The versatility and achievement of the Jewish mind is proverbial. There is hardly a field of human contemplation and endeavor in which Jews have failed to excel. Precocity and originality have usually marked the contribution of Jews to knowledge, as also a striking ability to improvise. Of the main factors that together created the Jewish mind, there can be little doubt that the contributon of the age-long preoccupation of the Jew with Talmud and halachah is formidable. The study of Talmud, undertaken at an early age and pursued assiduously, nurtured alertness, discernment, and acumen and cultured the ability to weigh situations and opinions. It encouraged debate and individual research, rewarded initiative, and lauded brilliance. [The Study of Talmud, Jason Aronson Inc, 1996, p.xiii]

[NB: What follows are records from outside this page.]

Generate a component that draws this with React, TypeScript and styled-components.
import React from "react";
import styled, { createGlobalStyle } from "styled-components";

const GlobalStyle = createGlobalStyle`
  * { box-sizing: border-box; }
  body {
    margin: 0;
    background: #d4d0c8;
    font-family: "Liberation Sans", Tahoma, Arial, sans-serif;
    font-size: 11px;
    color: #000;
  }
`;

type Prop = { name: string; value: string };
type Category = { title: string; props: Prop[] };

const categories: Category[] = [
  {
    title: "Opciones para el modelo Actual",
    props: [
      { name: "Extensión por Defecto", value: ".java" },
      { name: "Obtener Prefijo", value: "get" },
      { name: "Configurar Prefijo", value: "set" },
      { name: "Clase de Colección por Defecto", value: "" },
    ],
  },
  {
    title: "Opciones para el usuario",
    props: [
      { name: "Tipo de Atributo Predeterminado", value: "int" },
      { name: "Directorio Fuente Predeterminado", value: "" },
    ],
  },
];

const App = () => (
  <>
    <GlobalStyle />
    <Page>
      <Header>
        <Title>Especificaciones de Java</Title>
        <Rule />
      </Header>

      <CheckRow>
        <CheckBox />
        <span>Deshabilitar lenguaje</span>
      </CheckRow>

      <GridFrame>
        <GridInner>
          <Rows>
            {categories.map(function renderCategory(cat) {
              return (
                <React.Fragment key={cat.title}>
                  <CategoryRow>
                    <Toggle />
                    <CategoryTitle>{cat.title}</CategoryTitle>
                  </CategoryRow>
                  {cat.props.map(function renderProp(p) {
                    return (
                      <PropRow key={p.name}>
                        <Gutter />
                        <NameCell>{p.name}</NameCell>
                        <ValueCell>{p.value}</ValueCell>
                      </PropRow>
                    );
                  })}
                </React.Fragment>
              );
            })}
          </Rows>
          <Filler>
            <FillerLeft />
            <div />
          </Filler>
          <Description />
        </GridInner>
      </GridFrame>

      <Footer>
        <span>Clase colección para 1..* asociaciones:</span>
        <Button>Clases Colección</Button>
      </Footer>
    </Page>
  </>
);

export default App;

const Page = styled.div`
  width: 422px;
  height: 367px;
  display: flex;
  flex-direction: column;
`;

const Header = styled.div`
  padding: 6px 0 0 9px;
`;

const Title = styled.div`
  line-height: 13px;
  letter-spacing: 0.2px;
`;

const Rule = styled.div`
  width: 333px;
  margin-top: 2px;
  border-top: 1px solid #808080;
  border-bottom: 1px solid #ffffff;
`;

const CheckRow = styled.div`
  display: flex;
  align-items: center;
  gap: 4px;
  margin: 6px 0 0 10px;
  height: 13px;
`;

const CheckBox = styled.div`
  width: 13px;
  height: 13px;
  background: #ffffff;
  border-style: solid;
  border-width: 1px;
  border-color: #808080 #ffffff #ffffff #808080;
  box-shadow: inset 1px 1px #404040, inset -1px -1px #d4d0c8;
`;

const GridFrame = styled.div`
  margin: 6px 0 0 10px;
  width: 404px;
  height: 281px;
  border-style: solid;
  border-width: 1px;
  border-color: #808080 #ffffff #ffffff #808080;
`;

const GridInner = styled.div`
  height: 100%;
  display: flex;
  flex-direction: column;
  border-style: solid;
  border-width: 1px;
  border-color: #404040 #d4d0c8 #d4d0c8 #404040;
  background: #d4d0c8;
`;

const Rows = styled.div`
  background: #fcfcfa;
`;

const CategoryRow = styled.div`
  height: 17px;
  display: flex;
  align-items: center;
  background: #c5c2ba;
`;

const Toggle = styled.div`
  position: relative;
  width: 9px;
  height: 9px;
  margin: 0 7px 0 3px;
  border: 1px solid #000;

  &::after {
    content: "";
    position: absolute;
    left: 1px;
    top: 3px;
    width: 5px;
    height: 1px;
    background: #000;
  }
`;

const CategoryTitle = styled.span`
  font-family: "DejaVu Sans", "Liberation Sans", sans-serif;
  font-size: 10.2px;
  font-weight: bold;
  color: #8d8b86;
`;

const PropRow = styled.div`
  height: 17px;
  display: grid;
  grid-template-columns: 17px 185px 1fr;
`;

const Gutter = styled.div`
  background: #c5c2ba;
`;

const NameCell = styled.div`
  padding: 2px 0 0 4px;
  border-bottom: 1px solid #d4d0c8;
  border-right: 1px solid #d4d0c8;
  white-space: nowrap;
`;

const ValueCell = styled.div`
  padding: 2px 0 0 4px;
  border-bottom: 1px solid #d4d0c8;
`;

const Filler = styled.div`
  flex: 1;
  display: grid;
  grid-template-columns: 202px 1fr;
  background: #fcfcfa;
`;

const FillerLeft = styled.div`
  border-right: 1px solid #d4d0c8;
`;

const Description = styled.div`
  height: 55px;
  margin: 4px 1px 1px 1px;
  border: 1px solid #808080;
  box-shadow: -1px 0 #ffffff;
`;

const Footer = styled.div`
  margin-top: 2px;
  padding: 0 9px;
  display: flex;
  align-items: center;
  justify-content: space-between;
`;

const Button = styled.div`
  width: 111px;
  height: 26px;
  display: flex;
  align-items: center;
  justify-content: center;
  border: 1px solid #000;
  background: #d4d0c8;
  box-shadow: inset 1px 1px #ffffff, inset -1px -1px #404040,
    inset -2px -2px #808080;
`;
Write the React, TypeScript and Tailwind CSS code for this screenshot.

But what is the Talmud? The Talmud is a multi-volume summary of oral law that evolved over several centuries of work by scholars who lived in Palestine and Babylonia. Jews believe that Moses received both the written law and the oral law on Mount Sinai, and that the Talmud is the codification of that oral tradition. Following the destruction of the Temple in Jerusalem (70 C.E.), leaders in Judaism began recognizing the importance of codifying these traditions lest they be lost to Jews who were dispersed throughout the known world. It was during those four to five centuries following the Temple’s destruction that these oral teachings were recorded, edited and assembled into what we know as the Talmud.
Anyone with even the most casual acquaintance with Jewish tradition will know that mastering the Talmud is a life-long pursuit. Only those convinced that their spiritual well-being rests upon knowing Talmud will make that commitment. And yet, Christians who desire to understand their Jewish friends and neighbours might do well to seek a basic understanding of the content of Talmud, and how these traditions guide Jews in their daily lives.
Adin Steinsaltz has provided just the volume for those looking for a basic introduction to how Jewish law functions. The Essential Talmud will give readers a fascinating look at codified oral tradition – an insider’s explanation of how religious Jews tackle the big questions of life in terms of fulfilling God’s law as they understand it. Though written more than thirty years ago, I have yet to find an introductory text that does the job as well as this one.
Steinsaltz covers his subject under three major headings: History, Structure and Content, and Method.
After answering the question, “What is Talmud?”, the author follows the long, arduous history of how the Talmud was produced. In doing so, he covers the two major centres of Torah study – Jerusalem and Babylon – showing how the Babylonian Talmud came to be the most authoritative Talmud.
The second major section of the book explores the structure of the Talmud, looking briefly at the various subjects treated within the oral tradition. The major themes covered are:
- Prayers and Benedictions
- The Sabbath
- The Festivals
- Marriage and Divorce
- The Status of Women
- Civil Law
- Criminal Law
- Dietary Laws
- Ritual Purity and Impurity
- Ethics and Halakhah
- Derekh Eretz (Deportment)
- The World of Mysticism
For me, the third section provided the greatest insight into how the religious Jew thinks, for here Steinsaltz discusses Halakhic exegesis, methods of study, and how the Talmudic mind works. I suspect more than a few conservative Christians will find this section both fascinating and frustrating, because Talmudic thinking often runs counter to what would be considered clear biblical teaching. For example, there is in Talmud a debate among rabbis where one rabbi calls God as his witness. To our surprise, the rest of the rabbis discount any divine contribution on the basis that God, in giving Torah at Sinai, placed custody of Torah on earth – under the protection of Moses, and by extension, the rabbis. Not even The Almighty can speak against the rabbis!
Reading The Essential Talmud will not make you an expert in oral Torah, but it will provide insight into how religious Jews order their lives. It will also, I hope, encourage Christians to give greater attention to their own pursuit of mastering the living and enduring Word of God – in reading, studying, memorizing and meditating on the words of Holy Scripture.